Studies by the Federal Reserve show the average personal loan rate in the US was about 11.5% in late 2024, but folks with excellent credit could snag 6% or better. Loan origination fees average around 2% to 5%. Miss a payment, and late fees can add up fast—not to mention the hit to your credit score, which affects all future borrowing (mortgages, car loans, even some job applications).

A good test: If the purchase doesn’t add lasting value and you wouldn’t save money (like paying off a 25% credit card bill with a 10% loan), try waiting. Also, if the monthly payment would stretch you so thin you can’t save for emergencies, it’s a red flag. People often get in trouble by “stacking” loans—taking a new one before the last is paid off, which drives up the risk of not being able to keep up.

On the plus side, paying your loan on time can lift your credit score, which opens up future opportunities at even lower rates. According to Experian, folks who consistently pay down installment loans see their scores go up by around 20 points over a year. Using a loan to consolidate high-rate debts, invest in your skills, or cover an unavoidable major bill can make financial sense if you do the math upfront and avoid hidden fees.

Here’s a checklist to keep you out of trouble:

  • Add up total interest, not just the monthly payment. (Use that table above for reference!)
  • Factor in all fees before signing—origination, early payoff, and late payment fees.
  • Compare offers from at least three different lenders.
  • Ask the lender what the APR is—with all costs included.
  • If possible, make extra payments to cut total interest and pay off early.
  • Use a loan only for important, value-building situations—not quick fixes or lifestyle upgrades.

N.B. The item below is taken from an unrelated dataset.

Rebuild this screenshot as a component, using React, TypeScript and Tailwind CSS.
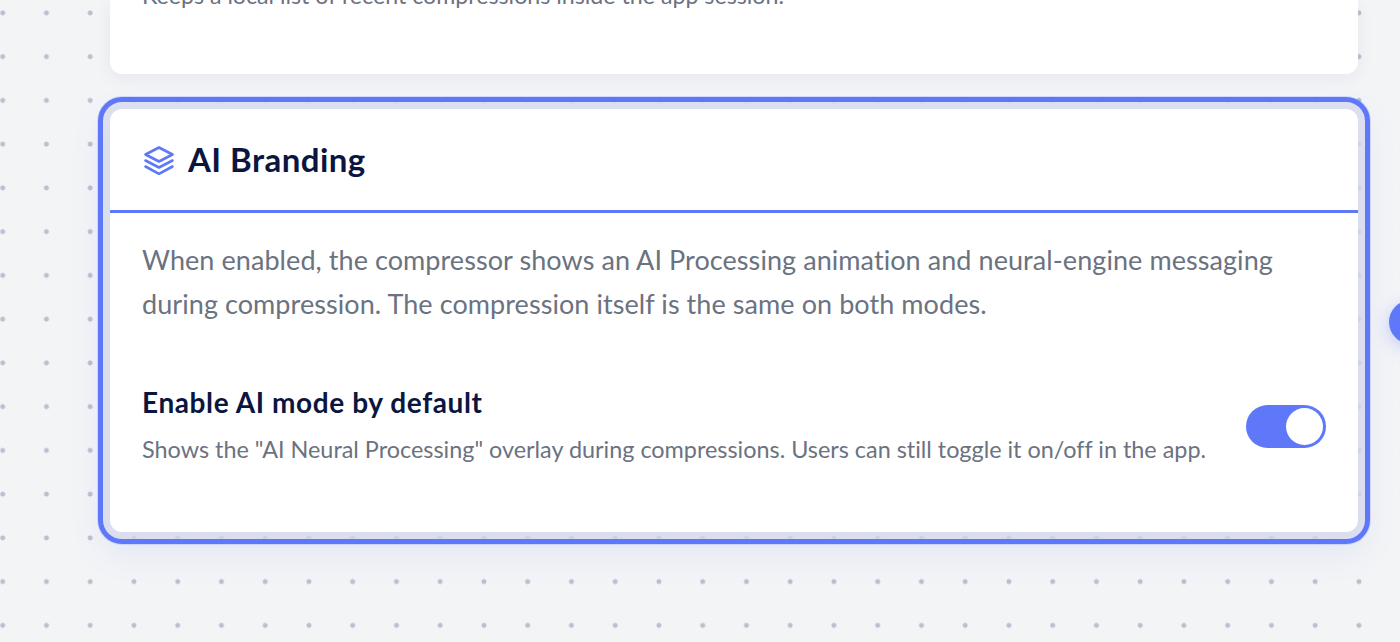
import React from "react";

function StackIcon() {
  return (
    <svg
      viewBox="0 0 30 30"
      fill="none"
      stroke="currentColor"
      strokeWidth={2.6}
      strokeLinecap="round"
      strokeLinejoin="round"
      className="mt-[2px] w-[30px] h-[30px] shrink-0 text-[#5f78fa]"
    >
      <path d="M15 1.5 28.5 8.5 15 15.5 1.5 8.5Z" />
      <path d="M1.5 14.5 15 21.5 28.5 14.5" />
      <path d="M1.5 20.5 15 27.8 28.5 20.5" />
    </svg>
  );
}

export default function App() {
  return (
    <div className="relative h-[642px] overflow-hidden bg-[#f3f4f6] bg-[radial-gradient(circle,#b9c0d0_2.2px,transparent_2.8px)] bg-[size:43.75px_43.75px] bg-[position:-19.2px_-9px] font-['Lato',sans-serif] [font-variant-ligatures:none]">
      <div className="flex flex-col gap-[35px] pl-[110px] pr-[42px]">
        {/* Previous card, scrolled off the top */}
        <div className="h-[74px] rounded-b-[12px] bg-white shadow-[0_4px_18px_rgba(30,40,80,0.06)] px-[32px] overflow-hidden flex flex-col">
          <p className="-mt-[20px] text-[23.2px] leading-[30px] text-[#6b7280]">
            Keeps a local list of recent compressions inside the app session.
          </p>
        </div>

        {/* AI Branding card */}
        <div className="rounded-[12px] bg-white outline-[5px] outline-offset-[7px] outline-[#5f78fa] shadow-[0_0_0_7px_rgba(225,227,235,0.7),0_0_0_13px_rgba(95,120,250,0.2),0_14px_32px_8px_rgba(95,120,250,0.1)]">
          <div className="h-[104px] flex items-center gap-[14px] pl-[34px] border-b-[3px] border-[#5f78fa]">
            <StackIcon />
            <h2 className="text-[33px] tracking-[0.45px] font-bold text-[#0b1640]">AI Branding</h2>
          </div>
          <div className="px-[32px] pt-[25px] pb-[67px]">
            <p className="text-[27px] tracking-[0.07px] leading-[43.5px] text-[#6b7280]">
              When enabled, the compressor shows an AI Processing animation and neural-engine messaging during compression. The compression itself is the same on both modes.
            </p>
            <div className="mt-[58px] flex items-center justify-between">
              <div>
                <h3 className="text-[28px] tracking-[0.6px] leading-[38px] font-bold text-[#0b1640]">Enable AI mode by default</h3>
                <p className="mt-[12px] text-[23.4px] leading-[32px] text-[#6b7280]">
                  Shows the "AI Neural Processing" overlay during compressions. Users can still toggle it on/off in the app.
                </p>
              </div>
              <div className="mt-[4px] w-[80px] h-[43px] rounded-full bg-[#5f78fa] flex items-center justify-end pr-[3.5px]">
                <div className="w-[37px] h-[37px] rounded-full bg-white" />
              </div>
            </div>
          </div>
        </div>
      </div>

      {/* Floating button peeking in from the right */}
      <div className="absolute left-[1389px] top-[300px] w-[44px] h-[44px] rounded-full bg-[#5f78fa] shadow-[0_4px_16px_rgba(95,120,250,0.35)]" />
    </div>
  );
}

There’s no one-size-fits-all answer, but with smart habits and a bit of number-crunching, a $10,000 loan over 5 years doesn’t have to become a slow drain on your savings. Shop for the best rate, focus on the total out-of-pocket cost, and use your loan for things that bring real returns. Do your homework now, and you’ll keep more of your own money—with nothing but the memories (or skills, or a lower interest bill) to show for it.